Given instruction –
From the entries below, copy every line where the string "that" appears.

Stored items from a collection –
** begin **

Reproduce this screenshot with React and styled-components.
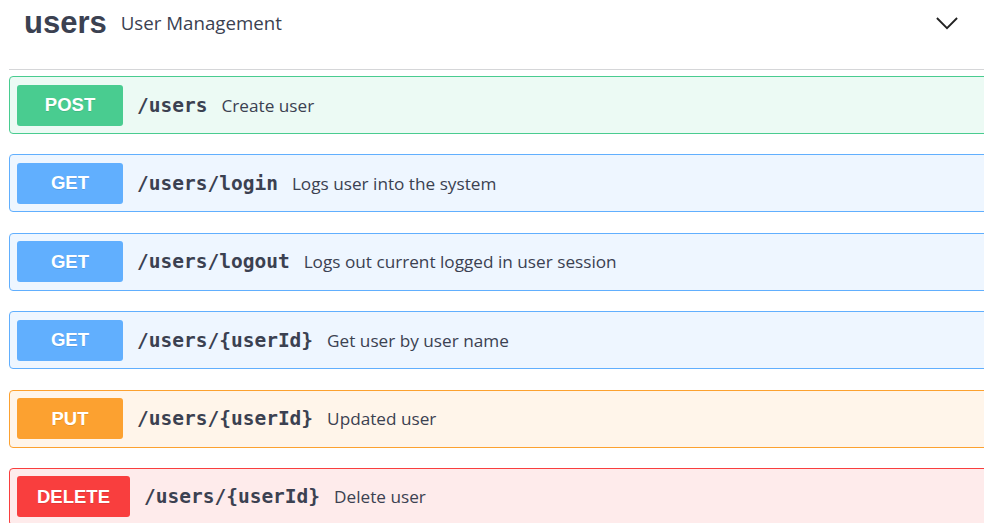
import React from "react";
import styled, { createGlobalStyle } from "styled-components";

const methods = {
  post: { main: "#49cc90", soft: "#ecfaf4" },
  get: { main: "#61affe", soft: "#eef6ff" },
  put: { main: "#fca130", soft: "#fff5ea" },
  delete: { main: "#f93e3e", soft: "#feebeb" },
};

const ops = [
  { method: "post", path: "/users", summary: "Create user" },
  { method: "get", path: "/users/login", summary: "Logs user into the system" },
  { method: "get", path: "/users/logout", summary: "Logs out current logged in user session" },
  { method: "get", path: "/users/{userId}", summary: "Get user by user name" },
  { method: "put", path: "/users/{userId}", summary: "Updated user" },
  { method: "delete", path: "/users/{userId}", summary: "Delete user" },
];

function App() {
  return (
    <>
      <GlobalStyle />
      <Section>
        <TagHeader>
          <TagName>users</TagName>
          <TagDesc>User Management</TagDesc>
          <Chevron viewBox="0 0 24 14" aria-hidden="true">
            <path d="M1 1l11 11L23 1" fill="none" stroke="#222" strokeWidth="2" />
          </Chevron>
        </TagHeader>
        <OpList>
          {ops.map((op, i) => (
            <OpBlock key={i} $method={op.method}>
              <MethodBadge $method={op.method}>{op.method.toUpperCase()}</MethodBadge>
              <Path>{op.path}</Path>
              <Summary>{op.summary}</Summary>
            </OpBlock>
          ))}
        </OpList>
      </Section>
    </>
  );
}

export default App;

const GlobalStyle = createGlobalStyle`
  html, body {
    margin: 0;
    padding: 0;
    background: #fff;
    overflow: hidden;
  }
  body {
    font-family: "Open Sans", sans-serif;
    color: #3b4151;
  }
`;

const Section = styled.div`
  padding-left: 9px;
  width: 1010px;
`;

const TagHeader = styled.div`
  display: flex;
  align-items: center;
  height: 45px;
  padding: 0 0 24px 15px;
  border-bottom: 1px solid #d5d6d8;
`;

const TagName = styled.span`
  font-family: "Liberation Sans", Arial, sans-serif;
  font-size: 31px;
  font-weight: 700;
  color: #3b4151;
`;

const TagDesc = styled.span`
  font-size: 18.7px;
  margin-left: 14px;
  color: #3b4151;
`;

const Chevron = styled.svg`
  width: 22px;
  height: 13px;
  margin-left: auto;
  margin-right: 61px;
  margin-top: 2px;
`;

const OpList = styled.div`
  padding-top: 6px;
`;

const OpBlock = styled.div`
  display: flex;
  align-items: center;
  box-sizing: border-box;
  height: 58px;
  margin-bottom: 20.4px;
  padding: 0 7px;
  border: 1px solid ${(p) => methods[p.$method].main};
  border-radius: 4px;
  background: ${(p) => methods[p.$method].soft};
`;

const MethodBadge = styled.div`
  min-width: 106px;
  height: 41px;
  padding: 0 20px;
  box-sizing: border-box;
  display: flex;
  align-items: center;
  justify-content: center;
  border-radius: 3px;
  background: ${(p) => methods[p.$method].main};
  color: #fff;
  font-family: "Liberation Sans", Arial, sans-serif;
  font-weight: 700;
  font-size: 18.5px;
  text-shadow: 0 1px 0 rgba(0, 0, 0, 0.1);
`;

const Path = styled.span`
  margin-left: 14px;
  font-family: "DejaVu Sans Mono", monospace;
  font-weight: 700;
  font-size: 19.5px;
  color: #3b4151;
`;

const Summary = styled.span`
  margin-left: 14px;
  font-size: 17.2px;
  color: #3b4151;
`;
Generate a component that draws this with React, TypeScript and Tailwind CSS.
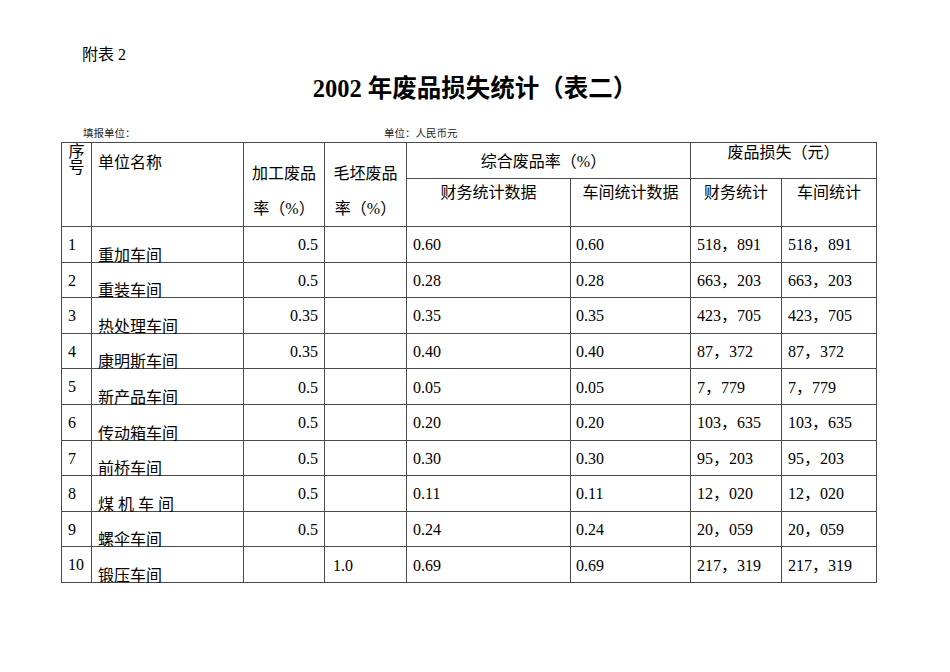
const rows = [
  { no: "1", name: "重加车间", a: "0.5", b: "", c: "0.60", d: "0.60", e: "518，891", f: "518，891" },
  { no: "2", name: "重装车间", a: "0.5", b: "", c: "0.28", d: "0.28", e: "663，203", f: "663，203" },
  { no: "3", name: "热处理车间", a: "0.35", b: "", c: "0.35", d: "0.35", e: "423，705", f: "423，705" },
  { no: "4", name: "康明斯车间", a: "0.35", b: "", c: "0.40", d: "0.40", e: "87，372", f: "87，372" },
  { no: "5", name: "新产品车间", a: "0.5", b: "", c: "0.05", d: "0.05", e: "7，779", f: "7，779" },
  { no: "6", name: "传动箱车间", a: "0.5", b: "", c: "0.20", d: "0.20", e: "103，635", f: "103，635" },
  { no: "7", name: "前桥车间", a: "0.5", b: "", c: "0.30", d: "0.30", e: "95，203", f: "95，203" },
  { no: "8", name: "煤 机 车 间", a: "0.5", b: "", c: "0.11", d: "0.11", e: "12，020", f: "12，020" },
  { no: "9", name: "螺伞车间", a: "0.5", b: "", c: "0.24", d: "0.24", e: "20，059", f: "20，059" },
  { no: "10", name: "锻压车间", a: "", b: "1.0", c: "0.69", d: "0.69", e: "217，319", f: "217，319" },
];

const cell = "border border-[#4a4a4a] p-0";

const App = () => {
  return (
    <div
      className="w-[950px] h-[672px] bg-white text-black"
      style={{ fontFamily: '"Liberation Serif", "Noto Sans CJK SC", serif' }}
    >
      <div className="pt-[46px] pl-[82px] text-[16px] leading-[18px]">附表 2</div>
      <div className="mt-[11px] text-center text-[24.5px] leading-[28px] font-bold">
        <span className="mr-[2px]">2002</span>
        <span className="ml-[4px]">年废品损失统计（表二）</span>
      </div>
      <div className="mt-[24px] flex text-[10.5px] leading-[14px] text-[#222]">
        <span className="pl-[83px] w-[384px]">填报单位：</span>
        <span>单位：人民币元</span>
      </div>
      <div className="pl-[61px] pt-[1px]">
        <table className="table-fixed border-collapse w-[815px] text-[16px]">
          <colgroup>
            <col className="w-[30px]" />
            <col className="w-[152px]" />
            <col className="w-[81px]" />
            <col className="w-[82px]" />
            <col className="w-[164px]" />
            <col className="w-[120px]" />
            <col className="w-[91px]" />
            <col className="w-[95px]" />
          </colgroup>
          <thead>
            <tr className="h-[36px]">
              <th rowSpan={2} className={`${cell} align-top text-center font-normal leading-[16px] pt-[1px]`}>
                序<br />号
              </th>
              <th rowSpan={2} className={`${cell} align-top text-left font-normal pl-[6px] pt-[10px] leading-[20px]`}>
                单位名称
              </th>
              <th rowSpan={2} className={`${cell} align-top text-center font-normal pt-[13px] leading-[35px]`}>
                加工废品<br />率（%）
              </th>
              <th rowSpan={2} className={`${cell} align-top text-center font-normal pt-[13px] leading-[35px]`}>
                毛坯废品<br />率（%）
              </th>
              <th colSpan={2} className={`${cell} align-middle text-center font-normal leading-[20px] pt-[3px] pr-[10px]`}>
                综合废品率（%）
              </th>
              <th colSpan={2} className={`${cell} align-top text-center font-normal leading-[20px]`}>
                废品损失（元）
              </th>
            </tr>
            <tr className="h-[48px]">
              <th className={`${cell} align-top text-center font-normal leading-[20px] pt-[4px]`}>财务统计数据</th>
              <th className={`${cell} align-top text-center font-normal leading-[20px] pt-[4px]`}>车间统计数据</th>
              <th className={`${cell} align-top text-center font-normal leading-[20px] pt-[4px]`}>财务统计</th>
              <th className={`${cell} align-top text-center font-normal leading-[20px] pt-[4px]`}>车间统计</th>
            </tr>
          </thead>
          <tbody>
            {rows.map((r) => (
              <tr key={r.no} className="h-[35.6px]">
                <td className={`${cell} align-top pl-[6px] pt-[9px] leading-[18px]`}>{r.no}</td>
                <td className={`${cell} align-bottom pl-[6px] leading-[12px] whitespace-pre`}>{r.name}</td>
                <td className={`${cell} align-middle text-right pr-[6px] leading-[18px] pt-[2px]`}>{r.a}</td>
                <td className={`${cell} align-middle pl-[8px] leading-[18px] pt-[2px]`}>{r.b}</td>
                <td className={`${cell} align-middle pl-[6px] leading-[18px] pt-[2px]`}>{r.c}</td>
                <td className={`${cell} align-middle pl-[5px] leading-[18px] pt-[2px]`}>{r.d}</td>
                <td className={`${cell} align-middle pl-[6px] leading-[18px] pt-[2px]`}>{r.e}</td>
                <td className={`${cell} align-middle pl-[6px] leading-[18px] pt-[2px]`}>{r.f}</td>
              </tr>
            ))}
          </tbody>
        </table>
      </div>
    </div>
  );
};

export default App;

** end **
** begin **

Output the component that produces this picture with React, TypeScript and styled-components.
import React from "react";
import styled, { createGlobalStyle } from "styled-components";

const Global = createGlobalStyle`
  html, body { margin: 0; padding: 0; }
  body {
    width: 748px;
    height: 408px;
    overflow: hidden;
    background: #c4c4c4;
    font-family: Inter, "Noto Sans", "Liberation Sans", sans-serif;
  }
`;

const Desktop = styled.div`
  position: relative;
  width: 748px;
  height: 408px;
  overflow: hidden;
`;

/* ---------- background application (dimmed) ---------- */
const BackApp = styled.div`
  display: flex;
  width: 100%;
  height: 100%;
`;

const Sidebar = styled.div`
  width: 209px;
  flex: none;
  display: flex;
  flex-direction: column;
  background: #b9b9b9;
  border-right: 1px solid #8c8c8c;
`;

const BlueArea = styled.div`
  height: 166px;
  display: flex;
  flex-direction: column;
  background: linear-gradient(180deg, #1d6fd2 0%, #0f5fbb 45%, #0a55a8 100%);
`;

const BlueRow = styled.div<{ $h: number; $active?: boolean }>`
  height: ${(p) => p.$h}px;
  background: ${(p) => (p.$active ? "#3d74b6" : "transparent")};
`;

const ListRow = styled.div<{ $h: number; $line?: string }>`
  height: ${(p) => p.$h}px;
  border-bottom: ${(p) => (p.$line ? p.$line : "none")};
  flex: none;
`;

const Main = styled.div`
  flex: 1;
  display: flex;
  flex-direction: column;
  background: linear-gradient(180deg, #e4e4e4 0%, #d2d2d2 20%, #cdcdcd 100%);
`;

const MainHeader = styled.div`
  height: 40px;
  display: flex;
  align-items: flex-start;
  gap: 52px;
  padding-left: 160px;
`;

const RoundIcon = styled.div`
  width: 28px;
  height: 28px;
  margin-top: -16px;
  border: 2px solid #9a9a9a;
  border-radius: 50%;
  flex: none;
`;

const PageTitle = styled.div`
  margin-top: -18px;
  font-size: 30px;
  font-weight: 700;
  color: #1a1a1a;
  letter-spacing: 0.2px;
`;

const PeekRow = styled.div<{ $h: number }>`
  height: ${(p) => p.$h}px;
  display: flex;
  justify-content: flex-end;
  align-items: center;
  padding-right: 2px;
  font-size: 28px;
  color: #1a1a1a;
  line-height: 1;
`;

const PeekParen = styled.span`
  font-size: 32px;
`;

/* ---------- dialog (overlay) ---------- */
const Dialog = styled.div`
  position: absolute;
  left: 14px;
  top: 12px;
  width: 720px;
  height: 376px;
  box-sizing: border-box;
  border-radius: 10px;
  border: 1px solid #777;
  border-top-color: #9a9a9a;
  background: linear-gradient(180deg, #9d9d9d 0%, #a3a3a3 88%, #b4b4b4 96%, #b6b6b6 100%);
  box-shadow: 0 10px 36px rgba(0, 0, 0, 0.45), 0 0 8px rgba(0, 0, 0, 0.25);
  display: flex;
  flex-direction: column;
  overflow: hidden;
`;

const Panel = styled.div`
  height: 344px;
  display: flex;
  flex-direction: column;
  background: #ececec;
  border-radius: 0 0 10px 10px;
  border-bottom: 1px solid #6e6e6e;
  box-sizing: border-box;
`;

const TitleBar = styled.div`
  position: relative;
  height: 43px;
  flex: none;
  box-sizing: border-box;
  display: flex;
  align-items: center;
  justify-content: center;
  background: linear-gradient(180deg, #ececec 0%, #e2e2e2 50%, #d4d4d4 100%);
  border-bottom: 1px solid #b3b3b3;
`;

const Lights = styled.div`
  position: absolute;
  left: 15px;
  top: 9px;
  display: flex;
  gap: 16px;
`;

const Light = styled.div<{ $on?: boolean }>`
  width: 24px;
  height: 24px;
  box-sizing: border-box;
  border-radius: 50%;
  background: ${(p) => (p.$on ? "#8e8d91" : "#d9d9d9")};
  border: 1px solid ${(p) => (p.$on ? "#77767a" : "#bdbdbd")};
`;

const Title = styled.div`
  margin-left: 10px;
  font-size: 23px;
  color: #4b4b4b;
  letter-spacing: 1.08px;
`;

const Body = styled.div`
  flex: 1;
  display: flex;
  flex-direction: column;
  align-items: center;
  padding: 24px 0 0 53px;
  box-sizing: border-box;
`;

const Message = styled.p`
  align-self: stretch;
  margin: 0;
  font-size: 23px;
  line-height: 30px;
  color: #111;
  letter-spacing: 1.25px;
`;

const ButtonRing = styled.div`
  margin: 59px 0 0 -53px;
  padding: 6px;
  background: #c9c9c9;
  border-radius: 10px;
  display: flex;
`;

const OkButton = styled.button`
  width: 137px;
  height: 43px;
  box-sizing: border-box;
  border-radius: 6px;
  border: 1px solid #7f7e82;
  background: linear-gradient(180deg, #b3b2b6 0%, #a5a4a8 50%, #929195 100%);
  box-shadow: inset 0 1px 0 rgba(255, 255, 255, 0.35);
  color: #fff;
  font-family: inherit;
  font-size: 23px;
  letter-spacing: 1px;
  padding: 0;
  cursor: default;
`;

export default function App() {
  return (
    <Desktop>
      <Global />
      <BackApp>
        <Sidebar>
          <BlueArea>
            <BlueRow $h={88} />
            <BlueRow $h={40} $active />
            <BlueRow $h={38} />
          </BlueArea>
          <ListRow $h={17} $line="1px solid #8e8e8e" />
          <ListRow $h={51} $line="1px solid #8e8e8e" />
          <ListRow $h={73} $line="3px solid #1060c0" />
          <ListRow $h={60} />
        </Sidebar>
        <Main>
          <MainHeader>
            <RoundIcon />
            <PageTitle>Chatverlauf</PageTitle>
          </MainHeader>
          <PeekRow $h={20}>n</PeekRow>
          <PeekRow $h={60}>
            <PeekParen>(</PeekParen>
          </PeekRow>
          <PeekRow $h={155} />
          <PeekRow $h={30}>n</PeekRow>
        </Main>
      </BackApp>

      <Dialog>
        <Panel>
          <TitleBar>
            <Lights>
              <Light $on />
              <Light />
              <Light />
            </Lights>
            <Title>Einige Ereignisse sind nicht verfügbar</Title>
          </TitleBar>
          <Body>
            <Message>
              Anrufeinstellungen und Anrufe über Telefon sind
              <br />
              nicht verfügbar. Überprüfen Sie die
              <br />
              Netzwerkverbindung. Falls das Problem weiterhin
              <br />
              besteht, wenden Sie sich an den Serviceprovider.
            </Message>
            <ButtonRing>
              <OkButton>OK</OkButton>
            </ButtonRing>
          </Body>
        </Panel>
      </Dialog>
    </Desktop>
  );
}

** end **
** begin **

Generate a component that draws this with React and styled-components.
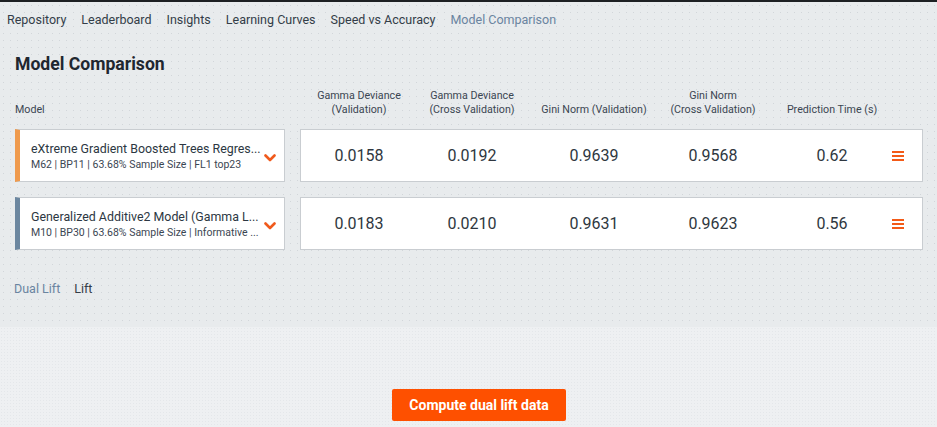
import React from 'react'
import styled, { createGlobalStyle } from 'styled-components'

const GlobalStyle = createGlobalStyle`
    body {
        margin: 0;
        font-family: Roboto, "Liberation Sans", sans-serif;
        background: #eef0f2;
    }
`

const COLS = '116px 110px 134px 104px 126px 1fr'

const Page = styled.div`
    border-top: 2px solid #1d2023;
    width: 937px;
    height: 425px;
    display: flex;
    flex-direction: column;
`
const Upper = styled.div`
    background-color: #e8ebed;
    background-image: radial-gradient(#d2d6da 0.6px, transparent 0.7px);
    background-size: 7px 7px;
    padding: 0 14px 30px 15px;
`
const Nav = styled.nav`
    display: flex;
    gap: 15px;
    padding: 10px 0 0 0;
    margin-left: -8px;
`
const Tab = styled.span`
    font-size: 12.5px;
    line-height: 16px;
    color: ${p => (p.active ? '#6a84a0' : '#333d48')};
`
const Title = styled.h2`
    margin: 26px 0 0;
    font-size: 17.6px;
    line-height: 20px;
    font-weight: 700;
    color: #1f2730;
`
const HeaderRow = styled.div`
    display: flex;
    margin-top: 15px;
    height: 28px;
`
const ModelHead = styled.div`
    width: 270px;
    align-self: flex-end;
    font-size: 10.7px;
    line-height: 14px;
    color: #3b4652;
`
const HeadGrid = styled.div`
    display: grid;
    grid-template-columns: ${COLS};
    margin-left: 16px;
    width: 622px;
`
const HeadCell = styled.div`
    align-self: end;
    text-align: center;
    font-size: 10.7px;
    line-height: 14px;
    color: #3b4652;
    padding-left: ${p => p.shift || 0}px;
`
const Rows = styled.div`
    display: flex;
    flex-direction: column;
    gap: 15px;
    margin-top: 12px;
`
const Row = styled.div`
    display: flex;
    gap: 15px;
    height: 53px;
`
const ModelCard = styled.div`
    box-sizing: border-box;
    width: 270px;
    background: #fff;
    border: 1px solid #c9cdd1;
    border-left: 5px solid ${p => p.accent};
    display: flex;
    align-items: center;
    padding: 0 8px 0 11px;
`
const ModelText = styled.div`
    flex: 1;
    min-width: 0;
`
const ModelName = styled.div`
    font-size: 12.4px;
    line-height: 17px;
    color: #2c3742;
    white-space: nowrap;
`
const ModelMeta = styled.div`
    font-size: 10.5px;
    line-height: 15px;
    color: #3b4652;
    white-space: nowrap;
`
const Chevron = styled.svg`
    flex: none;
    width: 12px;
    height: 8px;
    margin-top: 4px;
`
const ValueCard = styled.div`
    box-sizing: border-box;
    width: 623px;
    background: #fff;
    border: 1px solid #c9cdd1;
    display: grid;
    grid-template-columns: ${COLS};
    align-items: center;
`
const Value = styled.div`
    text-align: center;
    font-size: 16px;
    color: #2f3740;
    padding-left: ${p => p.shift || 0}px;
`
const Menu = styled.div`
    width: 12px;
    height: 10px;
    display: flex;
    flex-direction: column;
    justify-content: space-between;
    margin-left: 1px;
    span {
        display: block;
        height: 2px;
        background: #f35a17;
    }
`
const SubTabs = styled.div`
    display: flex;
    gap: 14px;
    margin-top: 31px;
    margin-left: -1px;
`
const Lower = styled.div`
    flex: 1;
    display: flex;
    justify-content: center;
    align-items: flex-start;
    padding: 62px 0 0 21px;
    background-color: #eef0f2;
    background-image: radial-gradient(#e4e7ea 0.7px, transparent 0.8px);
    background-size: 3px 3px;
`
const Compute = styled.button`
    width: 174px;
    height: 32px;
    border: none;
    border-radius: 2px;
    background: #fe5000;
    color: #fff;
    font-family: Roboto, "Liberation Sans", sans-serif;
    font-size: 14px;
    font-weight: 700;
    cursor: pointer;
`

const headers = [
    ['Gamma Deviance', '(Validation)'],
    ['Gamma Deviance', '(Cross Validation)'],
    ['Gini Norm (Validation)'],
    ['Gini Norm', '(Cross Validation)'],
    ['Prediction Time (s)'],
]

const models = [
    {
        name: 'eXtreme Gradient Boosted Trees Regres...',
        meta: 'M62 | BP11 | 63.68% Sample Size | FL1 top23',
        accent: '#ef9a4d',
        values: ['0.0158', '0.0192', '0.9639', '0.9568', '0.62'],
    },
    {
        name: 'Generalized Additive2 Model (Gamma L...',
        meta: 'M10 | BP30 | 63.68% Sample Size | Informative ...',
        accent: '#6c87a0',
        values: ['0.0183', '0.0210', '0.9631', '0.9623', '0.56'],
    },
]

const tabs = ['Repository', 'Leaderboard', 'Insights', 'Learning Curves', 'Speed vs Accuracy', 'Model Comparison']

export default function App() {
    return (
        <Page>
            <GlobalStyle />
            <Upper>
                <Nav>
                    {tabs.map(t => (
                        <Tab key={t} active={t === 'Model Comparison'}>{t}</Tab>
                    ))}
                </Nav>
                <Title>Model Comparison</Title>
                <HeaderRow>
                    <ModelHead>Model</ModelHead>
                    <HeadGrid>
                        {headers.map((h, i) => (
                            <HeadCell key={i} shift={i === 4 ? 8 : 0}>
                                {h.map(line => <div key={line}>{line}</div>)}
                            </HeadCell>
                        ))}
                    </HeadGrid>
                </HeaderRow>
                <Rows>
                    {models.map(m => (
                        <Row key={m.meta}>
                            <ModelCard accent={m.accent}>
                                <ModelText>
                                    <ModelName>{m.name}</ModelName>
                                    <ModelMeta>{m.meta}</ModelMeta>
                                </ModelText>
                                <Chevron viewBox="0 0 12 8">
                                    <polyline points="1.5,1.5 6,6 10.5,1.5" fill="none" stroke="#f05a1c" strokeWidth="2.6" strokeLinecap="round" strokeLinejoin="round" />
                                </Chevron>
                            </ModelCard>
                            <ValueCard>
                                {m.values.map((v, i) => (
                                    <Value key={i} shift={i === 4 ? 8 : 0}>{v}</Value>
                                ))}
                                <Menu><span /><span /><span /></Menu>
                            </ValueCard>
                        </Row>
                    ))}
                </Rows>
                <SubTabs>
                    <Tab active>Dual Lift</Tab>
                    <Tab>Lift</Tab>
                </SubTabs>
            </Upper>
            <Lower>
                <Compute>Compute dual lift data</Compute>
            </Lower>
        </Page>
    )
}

** end **

Complete response –
Generate a component that draws this with React, TypeScript and Tailwind CSS.
Output the component that produces this picture with React, TypeScript and styled-components.
Generate a component that draws this with React and styled-components.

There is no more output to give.